The woman held out a folded bill, but pulled it back before Dean could take it. Sam blinked, mouth slightly agape—was that a fifty?
"Actually," she said, her cool gaze crawling over Dean's chest, "my companions and I were hoping to order something off the menu." She gave a subtle head tilt, indicating the small group of equally well-dressed women gathered at an outside table, watching the bar counter with rapt attention. "I'm sure bartending," she said the word as if it were equal to cleaning toilets, "doesn't offer many benefits. How would you like to earn a little extra money?"
"The Hell?" Sam muttered, but he had to bite down a chuckle when he saw the stunned expression on Dean's face. Oh sure, to others it would probably look like he was still grinning politely, but Sam knew better.
"We're celebrating my sister's long overdue divorce and would like some…" She paused, raking her eyes over his abs, "…entertainment for the night."
Dean swallowed hard. "Lady—I think you might be…uh…looking in the wrong place. I don't…entertain."

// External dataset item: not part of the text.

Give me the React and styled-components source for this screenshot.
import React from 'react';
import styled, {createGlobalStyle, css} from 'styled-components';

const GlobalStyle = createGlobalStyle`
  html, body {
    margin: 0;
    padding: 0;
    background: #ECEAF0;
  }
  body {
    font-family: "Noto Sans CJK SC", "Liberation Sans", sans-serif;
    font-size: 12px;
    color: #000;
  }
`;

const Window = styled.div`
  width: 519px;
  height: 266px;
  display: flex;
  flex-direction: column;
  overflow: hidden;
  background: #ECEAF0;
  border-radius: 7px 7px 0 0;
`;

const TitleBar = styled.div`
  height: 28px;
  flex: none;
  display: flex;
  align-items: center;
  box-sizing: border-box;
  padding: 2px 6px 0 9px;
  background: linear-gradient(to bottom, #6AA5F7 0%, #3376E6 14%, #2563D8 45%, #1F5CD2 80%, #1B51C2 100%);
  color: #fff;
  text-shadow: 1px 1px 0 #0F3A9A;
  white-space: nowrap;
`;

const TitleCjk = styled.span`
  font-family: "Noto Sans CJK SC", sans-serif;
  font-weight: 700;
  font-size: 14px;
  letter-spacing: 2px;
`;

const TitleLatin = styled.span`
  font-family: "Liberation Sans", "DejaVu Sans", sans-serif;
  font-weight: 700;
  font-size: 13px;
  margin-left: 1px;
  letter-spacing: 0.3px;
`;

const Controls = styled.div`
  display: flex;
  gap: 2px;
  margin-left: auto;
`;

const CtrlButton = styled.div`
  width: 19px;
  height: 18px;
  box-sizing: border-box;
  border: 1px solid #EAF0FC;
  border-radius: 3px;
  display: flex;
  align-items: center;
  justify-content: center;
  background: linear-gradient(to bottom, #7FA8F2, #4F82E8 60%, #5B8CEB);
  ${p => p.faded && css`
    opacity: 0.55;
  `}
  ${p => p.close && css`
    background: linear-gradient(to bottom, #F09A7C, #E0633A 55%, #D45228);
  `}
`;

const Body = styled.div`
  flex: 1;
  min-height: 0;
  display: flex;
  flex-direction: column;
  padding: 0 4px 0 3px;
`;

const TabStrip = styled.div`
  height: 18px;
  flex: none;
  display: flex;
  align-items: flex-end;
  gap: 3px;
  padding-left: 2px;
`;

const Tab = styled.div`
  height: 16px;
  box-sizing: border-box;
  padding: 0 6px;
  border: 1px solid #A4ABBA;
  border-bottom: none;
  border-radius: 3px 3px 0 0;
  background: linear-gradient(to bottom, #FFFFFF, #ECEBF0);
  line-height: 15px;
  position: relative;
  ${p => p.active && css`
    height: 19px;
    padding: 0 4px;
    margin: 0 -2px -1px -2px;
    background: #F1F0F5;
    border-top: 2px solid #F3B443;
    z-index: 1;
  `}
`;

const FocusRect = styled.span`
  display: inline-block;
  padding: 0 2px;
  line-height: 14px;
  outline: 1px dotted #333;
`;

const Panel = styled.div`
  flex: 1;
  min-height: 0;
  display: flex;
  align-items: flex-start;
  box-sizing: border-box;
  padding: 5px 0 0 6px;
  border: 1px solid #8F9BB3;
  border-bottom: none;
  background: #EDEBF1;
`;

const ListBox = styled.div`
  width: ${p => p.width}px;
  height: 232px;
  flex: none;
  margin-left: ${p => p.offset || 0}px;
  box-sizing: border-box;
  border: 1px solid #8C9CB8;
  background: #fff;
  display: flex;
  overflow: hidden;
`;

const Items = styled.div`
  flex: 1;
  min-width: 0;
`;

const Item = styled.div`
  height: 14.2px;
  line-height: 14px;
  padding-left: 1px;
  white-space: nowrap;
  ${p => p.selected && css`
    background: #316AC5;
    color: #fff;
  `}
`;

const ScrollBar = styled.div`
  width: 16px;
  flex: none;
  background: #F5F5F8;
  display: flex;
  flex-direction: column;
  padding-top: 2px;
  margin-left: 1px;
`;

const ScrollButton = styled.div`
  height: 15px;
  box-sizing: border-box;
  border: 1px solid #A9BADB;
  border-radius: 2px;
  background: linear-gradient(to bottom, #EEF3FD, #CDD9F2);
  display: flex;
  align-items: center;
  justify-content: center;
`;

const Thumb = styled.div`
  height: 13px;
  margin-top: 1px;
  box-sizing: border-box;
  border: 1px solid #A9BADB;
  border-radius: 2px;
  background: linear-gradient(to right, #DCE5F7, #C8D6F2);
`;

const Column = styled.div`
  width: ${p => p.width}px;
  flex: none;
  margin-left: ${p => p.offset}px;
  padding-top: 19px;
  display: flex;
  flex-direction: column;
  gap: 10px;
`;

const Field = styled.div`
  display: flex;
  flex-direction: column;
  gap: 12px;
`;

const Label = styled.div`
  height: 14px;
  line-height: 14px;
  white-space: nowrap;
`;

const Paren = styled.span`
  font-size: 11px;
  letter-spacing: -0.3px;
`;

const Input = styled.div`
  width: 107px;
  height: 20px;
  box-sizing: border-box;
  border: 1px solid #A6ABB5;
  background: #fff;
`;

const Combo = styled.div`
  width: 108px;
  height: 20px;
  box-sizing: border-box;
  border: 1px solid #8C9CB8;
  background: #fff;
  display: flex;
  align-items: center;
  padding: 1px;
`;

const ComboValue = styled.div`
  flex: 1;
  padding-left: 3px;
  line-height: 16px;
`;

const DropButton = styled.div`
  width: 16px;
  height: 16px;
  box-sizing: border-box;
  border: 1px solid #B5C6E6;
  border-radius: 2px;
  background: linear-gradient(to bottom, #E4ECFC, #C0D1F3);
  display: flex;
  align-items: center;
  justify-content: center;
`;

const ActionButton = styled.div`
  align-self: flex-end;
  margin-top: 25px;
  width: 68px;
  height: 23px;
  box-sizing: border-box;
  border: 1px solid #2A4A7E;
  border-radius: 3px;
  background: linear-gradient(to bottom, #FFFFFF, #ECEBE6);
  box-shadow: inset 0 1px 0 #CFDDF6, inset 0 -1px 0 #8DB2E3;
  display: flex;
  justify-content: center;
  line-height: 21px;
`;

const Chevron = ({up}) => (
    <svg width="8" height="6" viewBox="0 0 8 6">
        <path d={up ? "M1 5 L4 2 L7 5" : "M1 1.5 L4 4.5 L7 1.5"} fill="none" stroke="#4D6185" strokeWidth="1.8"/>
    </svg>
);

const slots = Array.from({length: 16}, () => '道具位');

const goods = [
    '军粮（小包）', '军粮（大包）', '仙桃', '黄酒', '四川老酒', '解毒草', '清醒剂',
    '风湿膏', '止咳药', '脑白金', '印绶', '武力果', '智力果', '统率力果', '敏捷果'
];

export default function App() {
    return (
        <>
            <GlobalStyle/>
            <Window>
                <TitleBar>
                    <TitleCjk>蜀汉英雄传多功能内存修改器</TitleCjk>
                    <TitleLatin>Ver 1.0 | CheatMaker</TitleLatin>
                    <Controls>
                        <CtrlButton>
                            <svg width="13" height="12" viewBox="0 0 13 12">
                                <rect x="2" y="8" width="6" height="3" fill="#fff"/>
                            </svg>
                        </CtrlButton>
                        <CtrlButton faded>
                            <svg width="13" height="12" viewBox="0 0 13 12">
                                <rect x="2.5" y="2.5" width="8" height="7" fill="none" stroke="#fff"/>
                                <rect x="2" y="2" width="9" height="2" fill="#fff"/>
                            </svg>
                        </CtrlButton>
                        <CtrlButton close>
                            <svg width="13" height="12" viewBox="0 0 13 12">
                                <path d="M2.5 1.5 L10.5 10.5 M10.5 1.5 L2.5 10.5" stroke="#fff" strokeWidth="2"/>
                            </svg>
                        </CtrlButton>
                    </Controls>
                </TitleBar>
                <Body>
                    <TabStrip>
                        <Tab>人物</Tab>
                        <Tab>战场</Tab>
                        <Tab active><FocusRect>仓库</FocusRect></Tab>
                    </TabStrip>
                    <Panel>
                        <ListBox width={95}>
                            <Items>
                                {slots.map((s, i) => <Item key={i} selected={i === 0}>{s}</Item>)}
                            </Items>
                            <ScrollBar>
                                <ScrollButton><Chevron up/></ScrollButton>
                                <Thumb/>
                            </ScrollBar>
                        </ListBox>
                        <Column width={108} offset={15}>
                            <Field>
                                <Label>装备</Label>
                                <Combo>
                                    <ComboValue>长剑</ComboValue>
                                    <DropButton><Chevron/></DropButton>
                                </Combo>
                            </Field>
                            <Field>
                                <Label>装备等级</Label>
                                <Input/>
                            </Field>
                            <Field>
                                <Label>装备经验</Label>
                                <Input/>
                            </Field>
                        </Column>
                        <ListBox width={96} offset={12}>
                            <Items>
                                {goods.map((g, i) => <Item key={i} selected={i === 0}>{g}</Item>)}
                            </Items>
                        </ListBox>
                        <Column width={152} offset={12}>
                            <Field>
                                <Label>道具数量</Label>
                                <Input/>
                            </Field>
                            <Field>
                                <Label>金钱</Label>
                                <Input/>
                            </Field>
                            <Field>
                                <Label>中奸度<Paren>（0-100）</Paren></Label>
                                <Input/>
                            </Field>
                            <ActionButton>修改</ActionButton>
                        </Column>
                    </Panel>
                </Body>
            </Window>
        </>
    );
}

She only smiled haughtily and reached out, tucking the folded bill into his breast pocket and giving it a pat. "Consider that an incentive payment. Room 117 at the Phoenix Suites. Be there around 9. Don't change clothes."
Dean glanced down at his open shirt, as if he'd forgotten what he was wearing. Or possibly couldn't believe someone had just put money on his person. Sam wasn't sure which—he was too busy rocking in silence laughter.
Until he saw her.
The spirit appeared for only a moment, a young brunette in a white and red bikini. It was a split second frame of her jittering image in which she was standing behind Dean, pretty face twisted in a grimace as she glared at the now retreating woman. The ghost's hand pressed against Dean's back, almost protectively. Sam sucked in a breath, jumping to his feet just in time to hear the glass of Blue Hawaiian explode into shards.
The older woman screeched, dropping the stem, then cried out again, in outrage, when she saw the blue-green splatter over her white dress. Her friends rushed forward, napkins at the ready, as the rest of the bar erupted in hushed whispers.
By the time Sam turned back to his brother, the apparition was gone, and Dean was staring back at him, looking even more confused than he had during his…job offer.
So much for theory—it was definitely a ghost haunting The Hau'oli Hut. And it looked like she'd picked her annual mark: Dean.